Recovering Clusters Faster: VxRail Serviceability
Tue, 08 Nov 2022 20:13:28 -0000|
Read Time: 0 minutes
This is the fifth article in a series introducing VxRail concepts.
Every tool or piece of equipment out there requires maintenance of some kind. That’s as true for the cars we drive as it is for the servers, storage, and switches that power our data centers. However, a lot of data center maintenance is reactive. Look at hardware failure as an example. If a drive were to fail in one of your clusters, nothing would happen until IT staff respond. VxRail offers the ability to automate some of these responses. Let’s talk about what happens when things go sideways in a cluster’s life.
Help Righting the Ship
One of the roles that the VxRail Manager VM fills is a centralized alert collector. VxRail integrates with the iDRAC to monitor hardware health and with vCenter to monitor VMware software, in addition to its own internal alerts and events. VxRail monitors all this information and creates a more holistic monitoring system for a cluster. This obviously benefits IT staff, but there are some additional benefits to this multi-level integration that other solutions might struggle to match.

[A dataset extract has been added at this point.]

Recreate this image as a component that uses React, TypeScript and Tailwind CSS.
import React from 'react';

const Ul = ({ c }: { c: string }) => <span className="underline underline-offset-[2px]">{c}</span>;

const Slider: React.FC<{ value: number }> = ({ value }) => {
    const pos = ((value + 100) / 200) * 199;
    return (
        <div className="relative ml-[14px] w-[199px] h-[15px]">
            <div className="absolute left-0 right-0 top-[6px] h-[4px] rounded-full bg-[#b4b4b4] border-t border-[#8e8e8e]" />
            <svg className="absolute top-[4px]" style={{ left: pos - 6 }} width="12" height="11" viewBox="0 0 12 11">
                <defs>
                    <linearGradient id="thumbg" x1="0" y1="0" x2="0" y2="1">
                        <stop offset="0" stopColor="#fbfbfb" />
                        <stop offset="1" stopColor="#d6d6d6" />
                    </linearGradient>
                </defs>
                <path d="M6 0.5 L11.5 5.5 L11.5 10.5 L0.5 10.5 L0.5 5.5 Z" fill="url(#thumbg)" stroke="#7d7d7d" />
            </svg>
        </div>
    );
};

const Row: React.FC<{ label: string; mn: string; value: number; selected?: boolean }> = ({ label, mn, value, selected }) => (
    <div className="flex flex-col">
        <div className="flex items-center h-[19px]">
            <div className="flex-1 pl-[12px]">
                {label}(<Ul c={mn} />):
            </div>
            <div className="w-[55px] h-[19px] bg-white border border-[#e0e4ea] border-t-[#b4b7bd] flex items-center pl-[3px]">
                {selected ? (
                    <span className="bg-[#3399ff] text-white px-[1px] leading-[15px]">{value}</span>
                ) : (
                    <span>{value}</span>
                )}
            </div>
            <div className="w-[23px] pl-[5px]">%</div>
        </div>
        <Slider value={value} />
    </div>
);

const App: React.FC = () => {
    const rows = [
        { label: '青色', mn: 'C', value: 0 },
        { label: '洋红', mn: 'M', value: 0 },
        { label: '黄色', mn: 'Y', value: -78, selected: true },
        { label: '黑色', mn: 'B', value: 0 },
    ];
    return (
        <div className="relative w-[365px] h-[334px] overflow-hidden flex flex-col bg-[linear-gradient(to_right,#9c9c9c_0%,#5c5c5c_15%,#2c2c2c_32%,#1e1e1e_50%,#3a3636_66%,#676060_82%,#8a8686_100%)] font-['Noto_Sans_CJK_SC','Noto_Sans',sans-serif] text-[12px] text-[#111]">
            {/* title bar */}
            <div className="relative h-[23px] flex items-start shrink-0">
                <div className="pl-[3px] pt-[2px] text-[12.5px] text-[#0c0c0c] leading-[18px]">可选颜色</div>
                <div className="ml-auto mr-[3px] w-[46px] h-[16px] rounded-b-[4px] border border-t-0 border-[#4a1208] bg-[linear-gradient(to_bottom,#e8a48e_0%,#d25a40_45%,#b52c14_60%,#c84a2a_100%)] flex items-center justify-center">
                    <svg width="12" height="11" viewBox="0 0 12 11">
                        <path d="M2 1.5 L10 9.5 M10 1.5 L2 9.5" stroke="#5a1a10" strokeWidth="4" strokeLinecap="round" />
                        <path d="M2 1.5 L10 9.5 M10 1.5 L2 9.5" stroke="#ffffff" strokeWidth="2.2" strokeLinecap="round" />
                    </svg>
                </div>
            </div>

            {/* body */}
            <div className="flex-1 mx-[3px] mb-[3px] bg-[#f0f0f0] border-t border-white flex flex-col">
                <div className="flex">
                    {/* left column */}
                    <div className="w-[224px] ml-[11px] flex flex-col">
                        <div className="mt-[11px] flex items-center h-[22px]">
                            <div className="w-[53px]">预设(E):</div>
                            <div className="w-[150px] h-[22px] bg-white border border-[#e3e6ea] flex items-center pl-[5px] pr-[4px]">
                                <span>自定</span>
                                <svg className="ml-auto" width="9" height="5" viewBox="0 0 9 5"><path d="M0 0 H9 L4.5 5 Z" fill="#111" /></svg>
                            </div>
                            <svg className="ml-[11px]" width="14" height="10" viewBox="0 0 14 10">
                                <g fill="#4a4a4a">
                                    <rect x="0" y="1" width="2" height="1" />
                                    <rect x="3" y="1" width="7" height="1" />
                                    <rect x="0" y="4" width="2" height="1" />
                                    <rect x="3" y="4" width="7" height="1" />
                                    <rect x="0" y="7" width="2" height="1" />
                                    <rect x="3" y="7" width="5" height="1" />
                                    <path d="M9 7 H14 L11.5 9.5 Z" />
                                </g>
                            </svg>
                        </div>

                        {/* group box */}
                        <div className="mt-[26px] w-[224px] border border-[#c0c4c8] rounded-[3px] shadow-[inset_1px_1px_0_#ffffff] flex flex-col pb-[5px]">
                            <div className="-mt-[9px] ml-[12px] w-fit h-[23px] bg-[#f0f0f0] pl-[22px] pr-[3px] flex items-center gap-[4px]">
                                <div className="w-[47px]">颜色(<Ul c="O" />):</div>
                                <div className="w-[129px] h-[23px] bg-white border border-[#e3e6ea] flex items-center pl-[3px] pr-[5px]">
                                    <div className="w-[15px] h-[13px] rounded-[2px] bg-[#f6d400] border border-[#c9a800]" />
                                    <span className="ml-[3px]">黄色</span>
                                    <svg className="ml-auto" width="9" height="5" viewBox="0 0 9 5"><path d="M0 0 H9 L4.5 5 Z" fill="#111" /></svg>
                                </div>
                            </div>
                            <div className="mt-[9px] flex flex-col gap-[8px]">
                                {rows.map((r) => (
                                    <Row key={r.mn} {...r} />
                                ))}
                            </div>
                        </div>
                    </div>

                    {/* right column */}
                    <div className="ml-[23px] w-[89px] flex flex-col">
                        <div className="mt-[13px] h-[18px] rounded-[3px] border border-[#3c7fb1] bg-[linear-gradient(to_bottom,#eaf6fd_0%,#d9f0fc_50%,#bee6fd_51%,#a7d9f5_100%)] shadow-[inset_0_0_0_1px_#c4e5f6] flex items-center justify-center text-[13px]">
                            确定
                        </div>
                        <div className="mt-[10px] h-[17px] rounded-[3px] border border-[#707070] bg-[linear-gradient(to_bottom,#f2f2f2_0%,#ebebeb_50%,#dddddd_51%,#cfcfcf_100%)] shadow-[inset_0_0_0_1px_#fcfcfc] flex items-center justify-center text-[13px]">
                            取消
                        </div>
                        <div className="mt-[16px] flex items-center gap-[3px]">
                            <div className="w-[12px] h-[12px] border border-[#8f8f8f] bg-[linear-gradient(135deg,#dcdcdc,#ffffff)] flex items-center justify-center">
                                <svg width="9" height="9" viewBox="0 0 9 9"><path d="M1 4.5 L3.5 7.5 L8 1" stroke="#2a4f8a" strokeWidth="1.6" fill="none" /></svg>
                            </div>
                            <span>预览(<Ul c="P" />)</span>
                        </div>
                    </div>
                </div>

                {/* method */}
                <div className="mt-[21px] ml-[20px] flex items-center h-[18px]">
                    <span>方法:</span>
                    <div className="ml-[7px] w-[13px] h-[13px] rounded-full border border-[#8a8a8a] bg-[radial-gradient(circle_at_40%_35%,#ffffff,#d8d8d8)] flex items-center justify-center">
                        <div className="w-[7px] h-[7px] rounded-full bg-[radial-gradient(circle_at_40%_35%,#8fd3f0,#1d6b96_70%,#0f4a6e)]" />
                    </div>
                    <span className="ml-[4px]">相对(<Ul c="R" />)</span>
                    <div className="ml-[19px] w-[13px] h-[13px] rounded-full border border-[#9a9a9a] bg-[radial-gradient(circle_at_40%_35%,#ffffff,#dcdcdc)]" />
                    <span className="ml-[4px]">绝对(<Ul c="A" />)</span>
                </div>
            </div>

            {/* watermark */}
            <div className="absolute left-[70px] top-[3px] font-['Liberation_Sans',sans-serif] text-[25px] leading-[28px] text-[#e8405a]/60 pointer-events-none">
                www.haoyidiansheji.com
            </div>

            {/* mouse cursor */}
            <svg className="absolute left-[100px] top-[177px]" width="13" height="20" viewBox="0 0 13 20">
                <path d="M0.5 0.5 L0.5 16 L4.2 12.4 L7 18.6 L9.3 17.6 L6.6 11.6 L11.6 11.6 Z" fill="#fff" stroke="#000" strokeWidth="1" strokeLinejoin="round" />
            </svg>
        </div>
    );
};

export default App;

VxRail uses a service called “Secure Connect Gateway” to establish a static connection to Dell data centers. This enables a lot of functionality on VxRail, including with CloudIQ for multi-cluster management, but that’s the subject of a future discussion. This static connection helps technical support become more proactive in helping you recover your clusters. For example, say you had a disk fail. If Secure Connect Gateway is enabled, VxRail would dial home and create a case automatically. Support could then use this to confirm the disk failure and confirm that there aren’t any other hardware or software issues being raised. Depending on what warranty services you have, you could even opt to have a replacement hard drive sent out automatically. It wasn’t uncommon for me to see support cases where we were the first to let the administrators know that there was an issue. It was definitely nice to be able to tell them a correction was already on its way out to them.

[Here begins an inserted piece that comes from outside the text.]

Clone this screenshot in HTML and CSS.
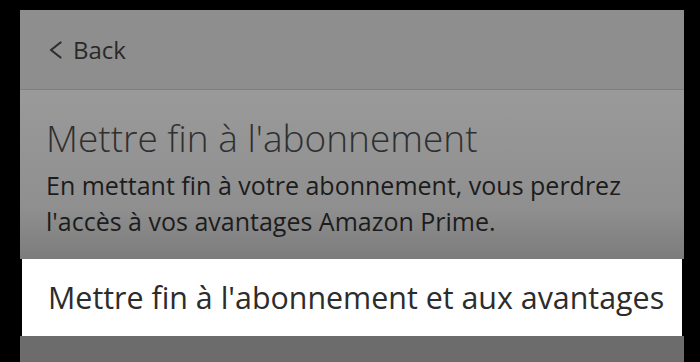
FILE: index.html
```html
<!DOCTYPE html>
<html lang="fr">
<head>
    <meta charset="UTF-8">
    <meta name="viewport" content="width=device-width, initial-scale=1.0">
    <title>Mettre fin à l'abonnement</title>
    <link rel="stylesheet" href="styles.css">
</head>
<body>
    <div class="screen">
        <div class="header">
            <a class="back" href="#">
                <svg width="15" height="18" viewBox="0 0 15 18">
                    <path d="M12.5 1.5 L3 9 L12.5 16.5" fill="none" stroke="#2e2e2e" stroke-width="2.2" stroke-linecap="round" stroke-linejoin="round"/>
                </svg>
                <span>Back</span>
            </a>
        </div>

        <div class="content">
            <h1>Mettre fin à l'abonnement</h1>
            <p>En mettant fin à votre abonnement, vous perdrez<br>l'accès à vos avantages Amazon Prime.</p>
        </div>

        <div class="action">Mettre fin à l'abonnement et aux avantages</div>

        <div class="rest"></div>
    </div>
</body>
</html>
```

FILE: styles.css
```css
html, body {
    margin: 0;
    padding: 0;
    background: #000;
}
body {
    width: 700px;
    height: 362px;
    overflow: hidden;
    font-family: "Open Sans", "Noto Sans", Arial, sans-serif;
    padding: 10px 16px 0 20px;
    box-sizing: border-box;
}
.screen {
    width: 664px;
    height: 352px;
    display: flex;
    flex-direction: column;
}
.header {
    height: 79px;
    background: #8e8e8e;
    border-bottom: 1px solid #7f7f7f;
    display: flex;
    align-items: center;
    padding-left: 28px;
}
.back {
    display: flex;
    align-items: center;
    gap: 10px;
    color: #2a2a2a;
    text-decoration: none;
    font-size: 24px;
}
.content {
    height: 169px;
    box-sizing: border-box;
    padding: 25px 26px 0 26px;
    background: linear-gradient(#9a9a9a, #8f8f8f 70%, #7c7c7c);
}
h1 {
    margin: 0;
    font-size: 37px;
    font-weight: 300;
    color: #2f2f2f;
    line-height: 46px;
}
.content p {
    margin: 6px 0 0 0;
    font-size: 25px;
    font-weight: 500;
    line-height: 36px;
    color: #1c1c1c;
    white-space: nowrap;
}
.action {
    height: 77px;
    background: #fff;
    display: flex;
    align-items: center;
    padding-left: 26px;
    font-size: 30.4px;
    color: #2c2c2c;
    margin: 0 2px;
}
.rest {
    flex: 1;
    background: #6c6c6c;
}
```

These phone homes that go through the Secure Connect Gateway add more value than helping to automate parts of some dispatches. The gateway also aids in the support experience. It can do this in a few ways, including providing an integrated support chat applet, accessible from the VxRail Support tab in vCenter. Secure Connect Gateway also facilitates the transfer of the system logs needed to troubleshoot most any problem in the VxRail stack. These logs include the VxRail Manager virtual machine logs, vCenter logs, ESXi logs, iDRAC logs, and platform logs. vCenter and ESXi logs obviously are logs specific to the software powering the cluster. The iDRAC and platform logs contain the hardware inventory, LCM activity, out-of-band hardware log, and more.

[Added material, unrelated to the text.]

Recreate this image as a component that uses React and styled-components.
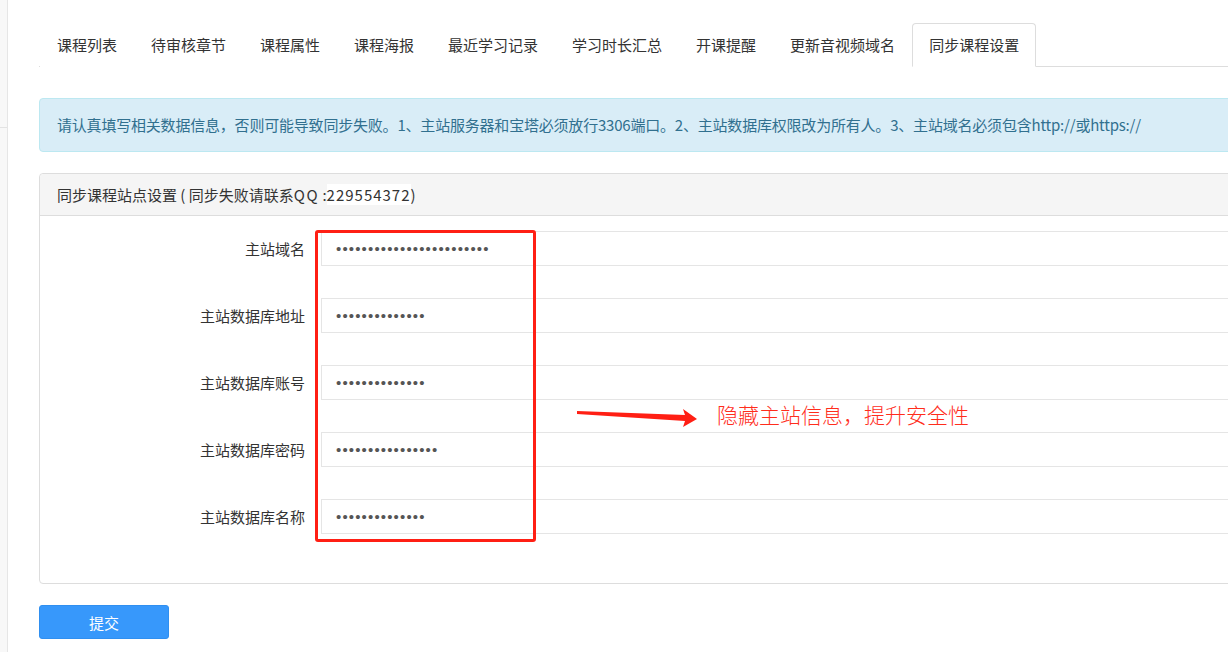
import React from 'react';
import styled, { createGlobalStyle } from 'styled-components';

const GlobalStyle = createGlobalStyle`
    html, body {
        margin: 0;
        padding: 0;
        background: #fff;
        overflow: hidden;
    }
    body {
        font-family: "Noto Sans CJK SC", "Noto Sans", sans-serif;
        font-size: 15px;
        color: #333;
    }
`;

const Page = styled.div`
    display: flex;
    min-height: 652px;
`;

const Sidebar = styled.div`
    flex: 0 0 7px;
    background: #f8f8f8;
    border-right: 1px solid #e6e6e6;
`;

const SideItem = styled.div`
    height: 127px;
    border-bottom: 1px solid #e3e3e3;
`;

const Main = styled.div`
    flex: 0 0 1400px;
    padding: 23px 0 0 31px;
`;

const Tabs = styled.ul`
    display: flex;
    margin: 0;
    padding: 0 0 0 1px;
    list-style: none;
    border-bottom: 1px solid #ddd;
`;

const Tab = styled.li`
    height: 42px;
    padding: 0 16px;
    line-height: 42px;
    color: #333;
    white-space: nowrap;
    border: 1px solid ${(p) => (p.active ? '#ddd' : 'transparent')};
    border-bottom-color: ${(p) => (p.active ? '#fff' : 'transparent')};
    border-radius: 4px 4px 0 0;
    background: #fff;
    margin-bottom: -1px;
`;

const Alert = styled.div`
    margin-top: 31px;
    height: 52px;
    padding: 0 17px;
    line-height: 52px;
    background: #d9edf7;
    border: 1px solid #bce8f1;
    border-radius: 4px;
    color: #31708f;
    letter-spacing: -0.2px;
    white-space: nowrap;
`;

const Panel = styled.div`
    margin-top: 21px;
    border: 1px solid #ddd;
    border-radius: 4px;
    background: #fff;
`;

const PanelHeading = styled.div`
    height: 41px;
    padding: 0 17px;
    line-height: 41px;
    background: #f5f5f5;
    border-bottom: 1px solid #ddd;
    border-radius: 4px 4px 0 0;
    color: #333;
    white-space: nowrap;
`;

const Wide = styled.span`
    letter-spacing: ${(p) => p.spacing || '1px'};
    background: ${(p) => p.bg || 'transparent'};
`;

const PanelBody = styled.div`
    position: relative;
    padding: 15px 0 49px;
    display: flex;
    flex-direction: column;
    gap: 32px;
`;

const FormRow = styled.div`
    display: grid;
    grid-template-columns: 265px 1fr;
    column-gap: 16px;
    align-items: center;
`;

const Label = styled.label`
    text-align: right;
    color: #333;
    white-space: nowrap;
`;

const Input = styled.input`
    box-sizing: border-box;
    height: 35px;
    width: 100%;
    padding: 0 14px;
    border: 1px solid #e5e5e5;
    outline: none;
    font-family: "Liberation Sans", sans-serif;
    font-size: 15px;
    letter-spacing: 1.15px;
    color: #555;
    background: #fff;
`;

const RedBox = styled.div`
    position: absolute;
    left: 275px;
    top: 14px;
    width: 221px;
    height: 312px;
    box-sizing: border-box;
    border: 3px solid #ff1f14;
    border-radius: 3px;
    pointer-events: none;
`;

const Arrow = styled.svg`
    position: absolute;
    left: 536px;
    top: 184px;
`;

const Note = styled.div`
    position: absolute;
    left: 677px;
    top: 184px;
    font-size: 21px;
    font-weight: 300;
    line-height: 28px;
    color: #ff2d1c;
    white-space: nowrap;
`;

const SubmitButton = styled.button`
    margin-top: 21px;
    width: 130px;
    height: 34px;
    border: 1px solid #2f8ff0;
    border-radius: 3px;
    background: #3798fb;
    color: #fff;
    font-family: inherit;
    font-size: 15px;
`;

const tabs = [
    '课程列表',
    '待审核章节',
    '课程属性',
    '课程海报',
    '最近学习记录',
    '学习时长汇总',
    '开课提醒',
    '更新音视频域名',
    '同步课程设置',
];

const fields = [
    { label: '主站域名', len: 24 },
    { label: '主站数据库地址', len: 14 },
    { label: '主站数据库账号', len: 14 },
    { label: '主站数据库密码', len: 16 },
    { label: '主站数据库名称', len: 14 },
];

const App = () => {
    return (
        <Page>
            <GlobalStyle />
            <Sidebar>
                <SideItem />
            </Sidebar>
            <Main>
                <Tabs>
                    {tabs.map((t, i) => (
                        <Tab key={t} active={i === tabs.length - 1}>
                            {t}
                        </Tab>
                    ))}
                </Tabs>
                <Alert>
                    请认真填写相关数据信息，否则可能导致同步失败。1、主站服务器和宝塔必须放行3306端口。2、主站数据库权限改为所有人。3、主站域名必须包含http://或https://
                </Alert>
                <Panel>
                    <PanelHeading>
                        同步课程站点设置 ( 同步失败请联系<Wide spacing="1.5px">QQ</Wide> :
                        <Wide bg="#fff">229554372</Wide>)
                    </PanelHeading>
                    <PanelBody>
                        {fields.map((f) => (
                            <FormRow key={f.label}>
                                <Label>{f.label}</Label>
                                <Input
                                    type="password"
                                    readOnly
                                    defaultValue={'x'.repeat(f.len)}
                                />
                            </FormRow>
                        ))}
                        <RedBox />
                        <Arrow width="125" height="30" viewBox="0 0 125 30">
                            <polygon
                                points="1,11 109,15 107,9 121,19 107,27 109,21 1,14"
                                fill="#ff1f14"
                            />
                        </Arrow>
                        <Note>隐藏主站信息，提升安全性</Note>
                    </PanelBody>
                </Panel>
                <SubmitButton>提交</SubmitButton>
            </Main>
        </Page>
    );
};

export default App;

I’ve touched on a lot of topics surrounding the support experience, but there’s one more that absolutely needs to be mentioned—that’s the people in support! The technical support staff standing behind VxRail are a very talented and knowledgeable group of folks. Many of these agents are VMware Certified Professionals, some looking for higher levels of certification, like the VCIX, one of VMware’s expert level certifications. This cumulative knowledge pool allows our support team to resolve over 95% of the incidents they encounter without needing a higher-level VMware engagement. However, in the instances where a VMware engagement is needed, say that a bug is discovered with vCenter for example, then VxRail support can escalate to VMware on the end customer’s behalf. This helps to create continuity in the support experience that might be missing from a solution without the jointly engineered nature of VxRail.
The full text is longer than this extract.